Rebekah and her colleague Allison Marchetti had shaped much of what I think about and how I approach literary analysis and in their latest book, A Teacher’s Guide to Mentor Texts, had provided many practical lessons to use with my students. I was excited to be in the same room with my mentors. But…I was tired, and hungry, and teeming with ideas from an already-packed schedule.

A round table beckoned with friendly faces beaming as I took a seat. The person on my right reached into a bag she’d been carrying, extracted a handful of something, and placed them in the center of the table. “Would anyone like a caramel?”

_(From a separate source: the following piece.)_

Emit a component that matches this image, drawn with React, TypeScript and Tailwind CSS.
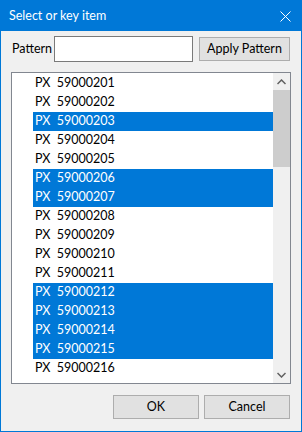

I do my best to avoid sugar and don’t eat much at these conventions—time is so wonky—but as I watched eager hands reach into the center, the pile disappearing, my mouth watered. There was one left, a jaunty, paper-wrapped concoction—mine!

Oh my golly, what a burst of sweet and spicy. “What is this one? I’ve never tasted anything quite so delicious.” Kathrine, I learned her name, explained that this recipe was for a certain chocolate caramel. “But the heat…where does that come from? I want this recipe…I’ll make them; it won’t be wasted, I promise.”

I learned she was from Vermont. I joked that if this teaching thing didn’t work out for her, we could start a caramel-making enterprise, call it “Coast-to-Coast Caramels.” (Vermont-Oregon, right?)

The ALAN Workshop brought us together again. You can even see her in the background of the book-filled photo in my header, and I made sure we exchanged information. No doubt she thought I was crazy-ish, but those caramels were a powerful force! I wondered if I’d ever hear from her.

One week later, an unfamiliar email address sharing a document entitled, “Chocolate Caramel Recipe” with the greeting, “Here’s the chocolate-caramel recipe. Enjoy!” Kathrine had delivered. And as a teacher librarian, she had included the source, so I promptly bought the e-book.

This, too, is the unexpected treat of in-person professional development; we can connect. Thanks, Kathrine, there are many caramels in my future. The NCTE Convention in Anaheim was sweeter because you were there!